[Recorded data]
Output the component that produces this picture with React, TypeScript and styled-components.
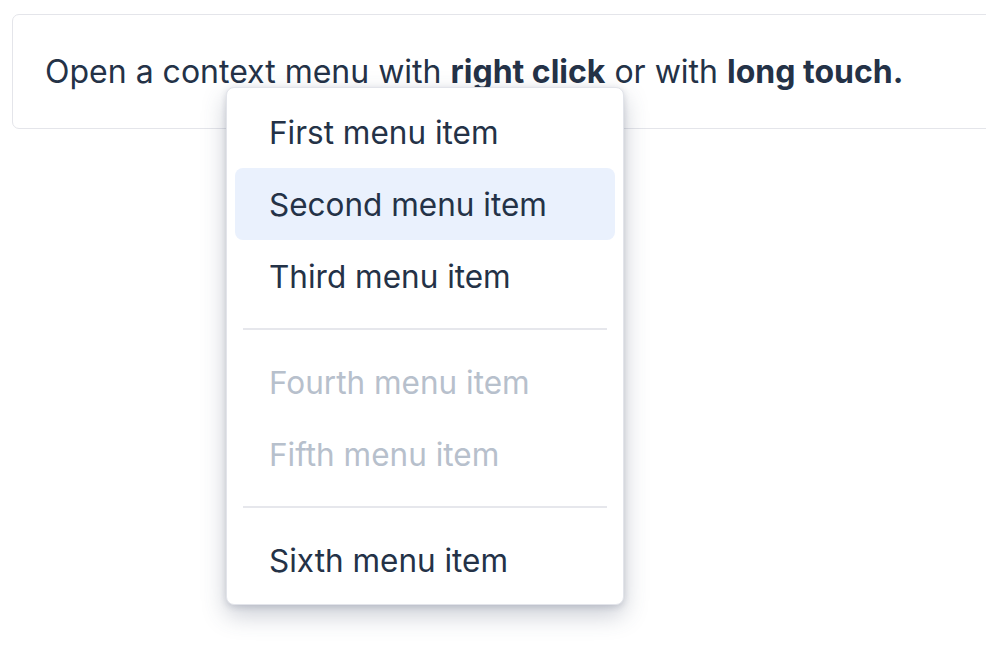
import React from "react";
import styled, { createGlobalStyle } from "styled-components";

const Global = createGlobalStyle`
  html, body { margin: 0; padding: 0; background: #ffffff; overflow: hidden; }
  body { font-family: Inter, "Noto Sans", sans-serif; color: #243247; }
`;

const Page = styled.div`
  position: relative;
  width: 986px;
  height: 670px;
  padding: 14px 0 0 12px;
  box-sizing: border-box;
`;

const Panel = styled.div`
  width: 1000px;
  box-sizing: border-box;
  border: 1px solid #e4e5ea;
  border-radius: 7px;
  padding: 32px 32px;
  font-size: 32px;
  line-height: 49px;
  color: #243247;
`;

const Strong = styled.b`
  font-weight: 700;
`;

const Menu = styled.div`
  position: absolute;
  left: 226px;
  top: 87px;
  width: 398px;
  box-sizing: border-box;
  padding: 8px;
  background: #ffffff;
  border: 1px solid #e2e4ea;
  border-radius: 8px;
  box-shadow: 0 10px 24px rgba(60, 72, 100, 0.28), 0 2px 6px rgba(60, 72, 100, 0.18);
  display: flex;
  flex-direction: column;
`;

const Item = styled.div<{ $active?: boolean; $disabled?: boolean }>`
  height: 72px;
  display: flex;
  align-items: center;
  padding-left: 34px;
  border-radius: 8px;
  font-size: 31.5px;
  color: ${(p) => (p.$disabled ? "#b7c0cc" : "#243247")};
  background: ${(p) => (p.$active ? "#eaf1fd" : "transparent")};
`;

const Separator = styled.div`
  height: 2px;
  background: #e6e7ec;
  margin: 16px 8px 16px;
`;

export default function App() {
  return (
    <>
      <Global />
      <Page>
        <Panel>
          Open a context menu with <Strong>right click</Strong> or with <Strong>long touch.</Strong>
        </Panel>
        <Menu>
          <Item>First menu item</Item>
          <Item $active>Second menu item</Item>
          <Item>Third menu item</Item>
          <Separator />
          <Item $disabled>Fourth menu item</Item>
          <Item $disabled>Fifth menu item</Item>
          <Separator />
          <Item>Sixth menu item</Item>
        </Menu>
      </Page>
    </>
  );
}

[Short problem] All of the lines above should be printed exactly, minus the pictures.

[Complete answer]
Output the component that produces this picture with React, TypeScript and styled-components.
import React from "react";
import styled, { createGlobalStyle } from "styled-components";

const Global = createGlobalStyle`
  html, body { margin: 0; padding: 0; background: #ffffff; overflow: hidden; }
  body { font-family: Inter, "Noto Sans", sans-serif; color: #243247; }
`;

const Page = styled.div`
  position: relative;
  width: 986px;
  height: 670px;
  padding: 14px 0 0 12px;
  box-sizing: border-box;
`;

const Panel = styled.div`
  width: 1000px;
  box-sizing: border-box;
  border: 1px solid #e4e5ea;
  border-radius: 7px;
  padding: 32px 32px;
  font-size: 32px;
  line-height: 49px;
  color: #243247;
`;

const Strong = styled.b`
  font-weight: 700;
`;

const Menu = styled.div`
  position: absolute;
  left: 226px;
  top: 87px;
  width: 398px;
  box-sizing: border-box;
  padding: 8px;
  background: #ffffff;
  border: 1px solid #e2e4ea;
  border-radius: 8px;
  box-shadow: 0 10px 24px rgba(60, 72, 100, 0.28), 0 2px 6px rgba(60, 72, 100, 0.18);
  display: flex;
  flex-direction: column;
`;

const Item = styled.div<{ $active?: boolean; $disabled?: boolean }>`
  height: 72px;
  display: flex;
  align-items: center;
  padding-left: 34px;
  border-radius: 8px;
  font-size: 31.5px;
  color: ${(p) => (p.$disabled ? "#b7c0cc" : "#243247")};
  background: ${(p) => (p.$active ? "#eaf1fd" : "transparent")};
`;

const Separator = styled.div`
  height: 2px;
  background: #e6e7ec;
  margin: 16px 8px 16px;
`;

export default function App() {
  return (
    <>
      <Global />
      <Page>
        <Panel>
          Open a context menu with <Strong>right click</Strong> or with <Strong>long touch.</Strong>
        </Panel>
        <Menu>
          <Item>First menu item</Item>
          <Item $active>Second menu item</Item>
          <Item>Third menu item</Item>
          <Separator />
          <Item $disabled>Fourth menu item</Item>
          <Item $disabled>Fifth menu item</Item>
          <Separator />
          <Item>Sixth menu item</Item>
        </Menu>
      </Page>
    </>
  );
}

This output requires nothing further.